An eon is a unit of time. One can have countless battered spouses, a google of battered spouses or a horde of battered spouses but one cannot have an eon of them, no more than one can have an hour of pudding.

> who stay for the dim hope of a better tomorrow, regardless of having their basic needs unmet,

But their judgement as to what basic needs are is different from yours. You and I see a spouse in a terrible situation and it's obvious to us that he/she should get out. This person, on the other hand, due to lack of self-esteem, intelligence or knowledge of available community resources does not see a way out. So he/she stays because the basic needs he/she can identify, like shelter and food, are provided in the current situation. The person knows that he/she needs a roof over their head, but they identify dignity and a safe living environment as unatainable and therefore a want unlikely to be realized.

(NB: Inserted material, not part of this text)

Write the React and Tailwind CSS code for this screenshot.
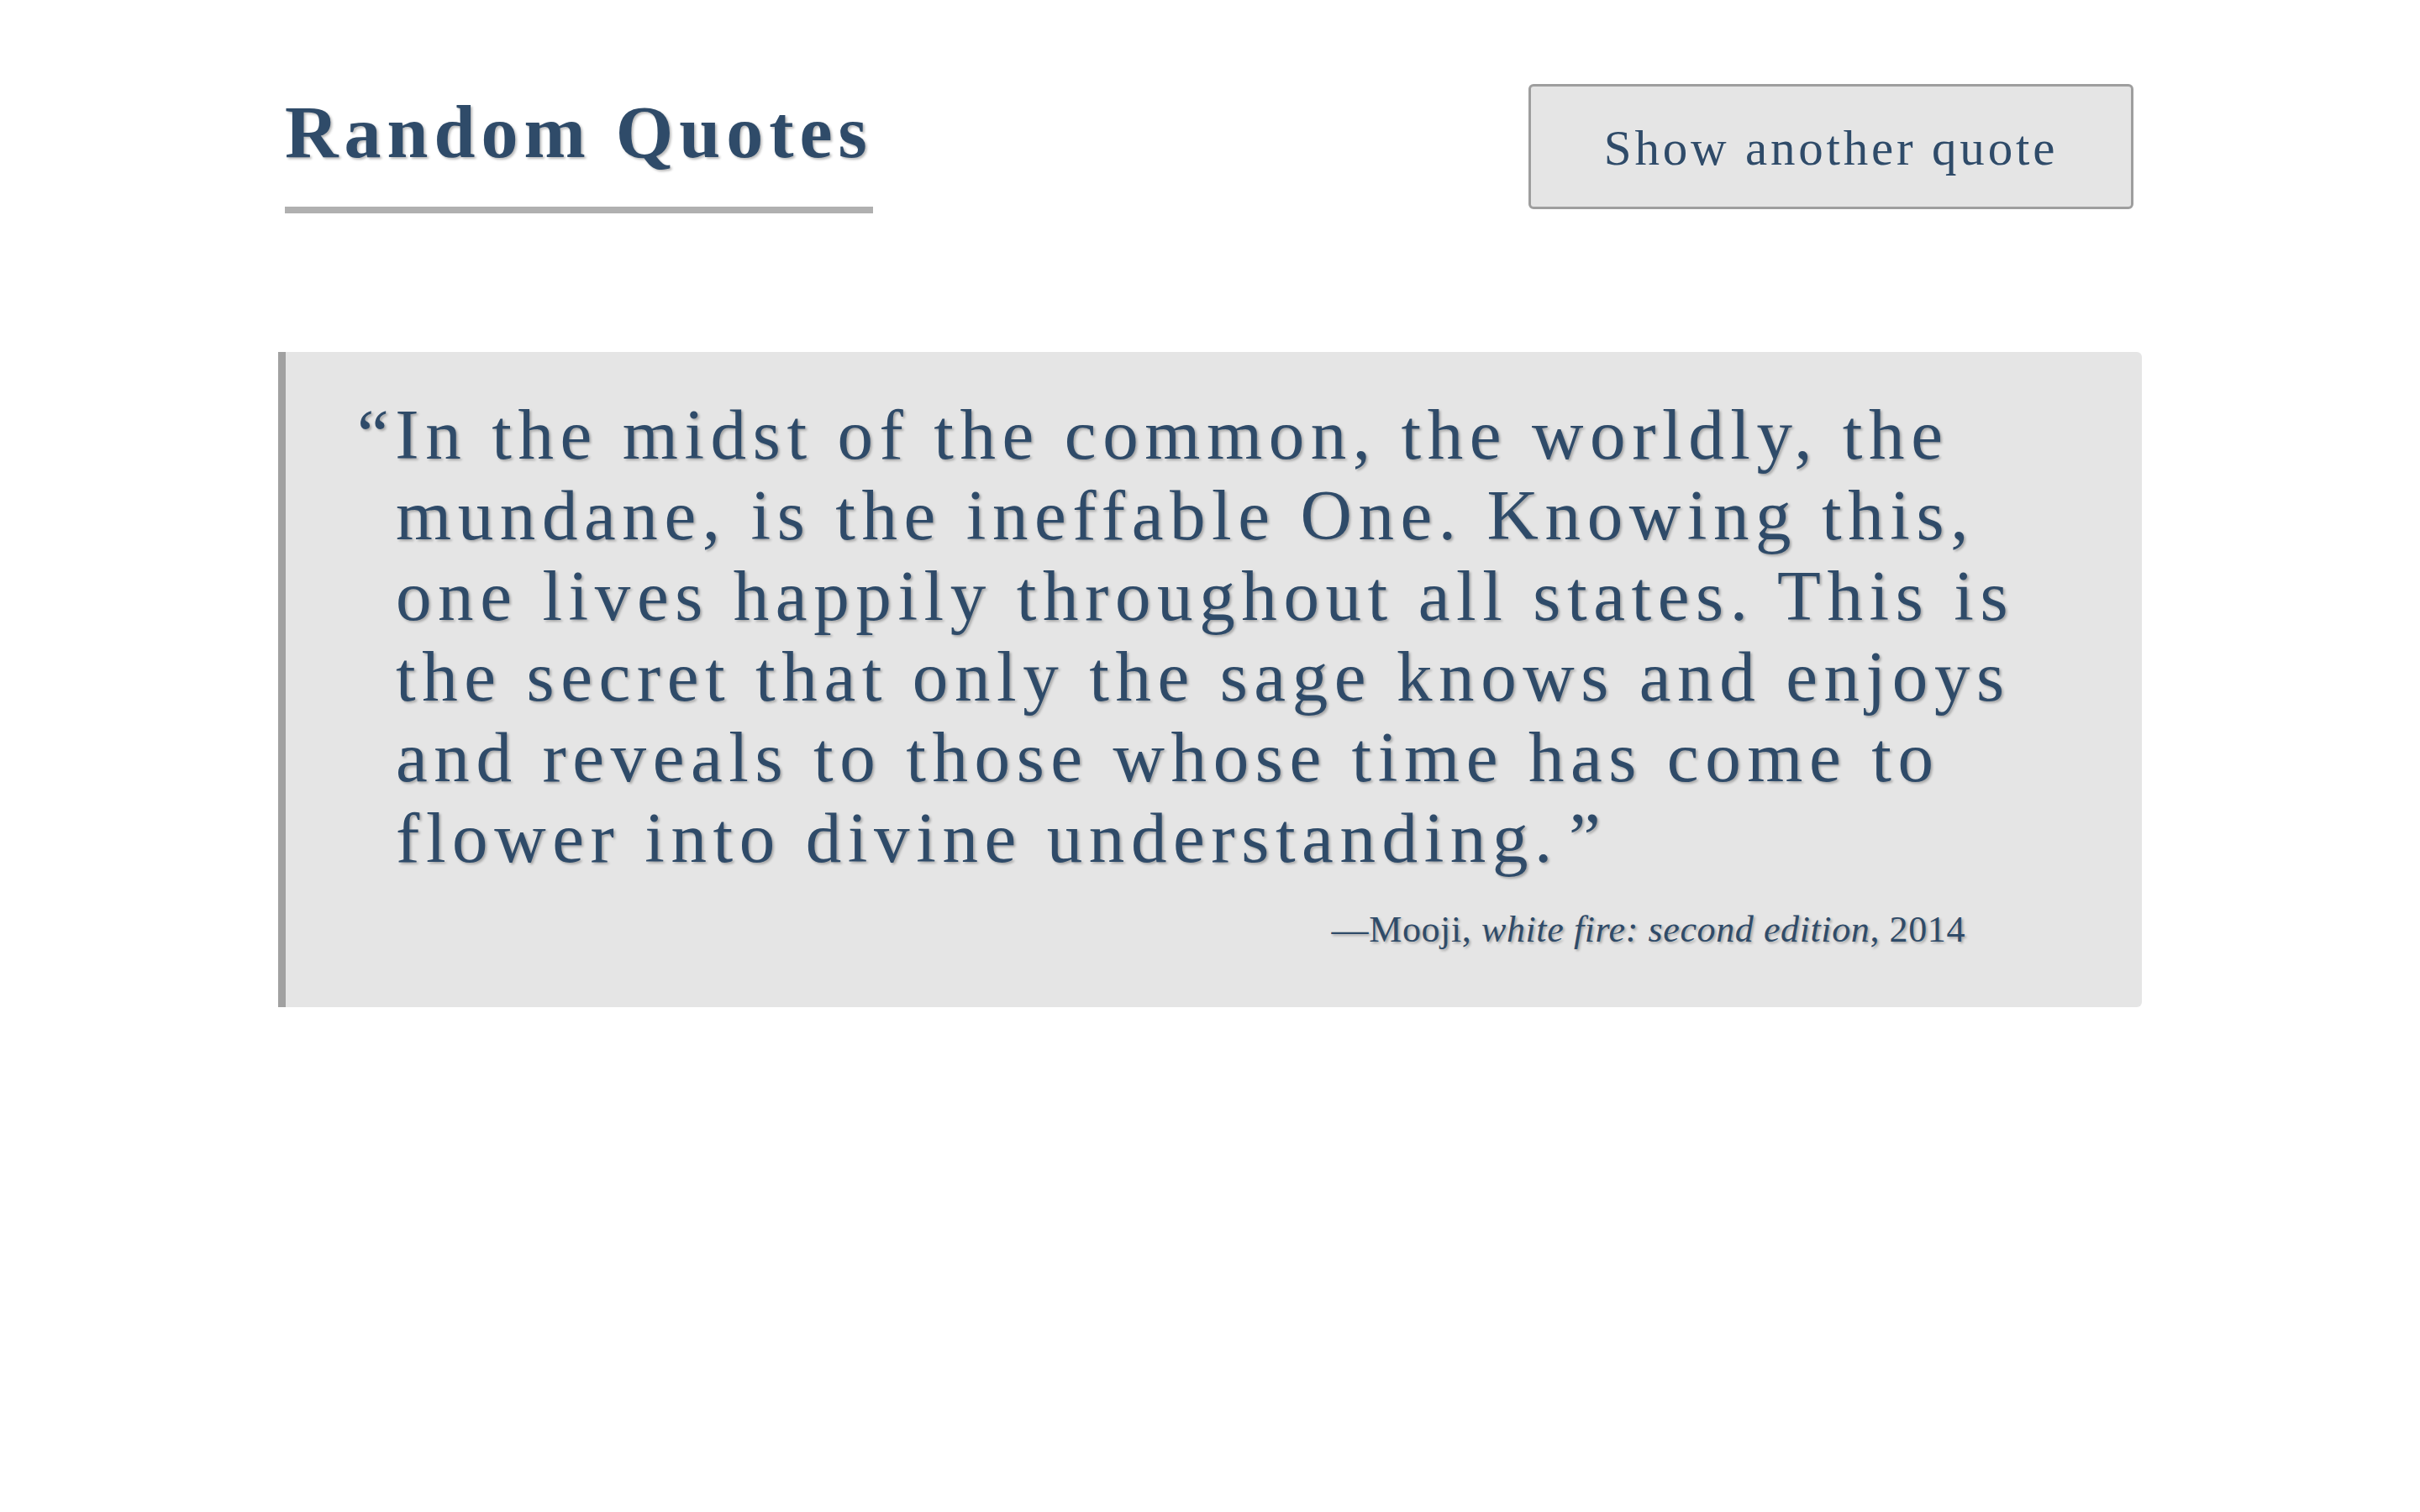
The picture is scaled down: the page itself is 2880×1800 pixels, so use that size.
import { useState } from "react";

const quote = {
  lines: [
    "In the midst of the common, the worldly, the",
    "mundane, is the ineffable One. Knowing this,",
    "one lives happily throughout all states. This is",
    "the secret that only the sage knows and enjoys",
    "and reveals to those whose time has come to",
    "flower into divine understanding.",
  ],
  author: "Mooji",
  source: "white fire: second edition",
  year: "2014",
};

export default function App() {
  const [count, setCount] = useState(0);

  return (
    <div className="min-h-screen bg-white text-[#2f4b69] font-['Liberation_Serif',_'Times_New_Roman',_serif] [text-shadow:2px_2px_3px_rgba(0,0,0,0.28)]">
      <div className="w-[2218px] mx-auto">
        <header className="flex justify-between items-start pt-[100px] pl-[8px] pr-[10px]">
          <h1 className="mt-[8px] inline-block border-b-[8px] border-[#b0b0b0] pb-[38px] text-[88px] leading-[100px] font-bold tracking-[7px]">
            Random Quotes
          </h1>
          <button
            onClick={() => setCount(count + 1)}
            className="w-[720px] h-[149px] border-[3px] border-[#9e9e9e] rounded-[6px] bg-[#e5e5e5] text-[59px] tracking-[3.8px] pt-[4px] cursor-pointer"
          >
            Show another quote
          </button>
        </header>

        <blockquote className="mt-[165px] bg-[#e5e5e5] border-l-[9px] border-[#a1a1a1] rounded-r-[6px] pt-[50px] pb-[66px] pl-[131px] pr-[60px]">
          <p className="text-[85px] leading-[96px] tracking-[7.6px] whitespace-nowrap [text-indent:-46px]">
            <span>“</span>
            {quote.lines.map((line, i) => (
              <span key={i}>
                {line}
                {i < quote.lines.length - 1 ? <br /> : <span className="ml-[12px]">”</span>}
              </span>
            ))}
          </p>
          <p className="mt-[36px] text-[44px] leading-[52px] text-right pr-[150px] tracking-[0.6px]">
            —{quote.author}, <i>{quote.source}</i>, {quote.year}
          </p>
        </blockquote>
      </div>
    </div>
  );
}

Similarly, you are merely stating the obvious with chumros. A chumra is a want. I want to do a little extra, I want to feel like I'm going the extra mile. I don't need to. That's why it's a chumra, not a halacha. A halacha is a need. I need to have a kosher lunch. I need to keep Shabbos. Further I would agree that if chumros are tearing a relationship apart then the person who chooses the chumra over the relationship is making a poor decision. That, in theory, is the role of a good family rabbi who would sit down with the couple and say "Listen Moishe/Faigy, I know you think such-and-such is important but it's ruining your life together and it's not an essential halacha so stop it. Keeping your family together is more important."
Unfortunately too many rabbonim are likely to look at the less chumra-prone spouse and try to convince them to reach up to their partners supposedly higher spiritual level. And too many spouses who are chumra-prone would dump any rabbi who suggested they not be so strict because clearly he's too "meikel" about everything.
But that doesn't mean the system is wrong, just the people applying it.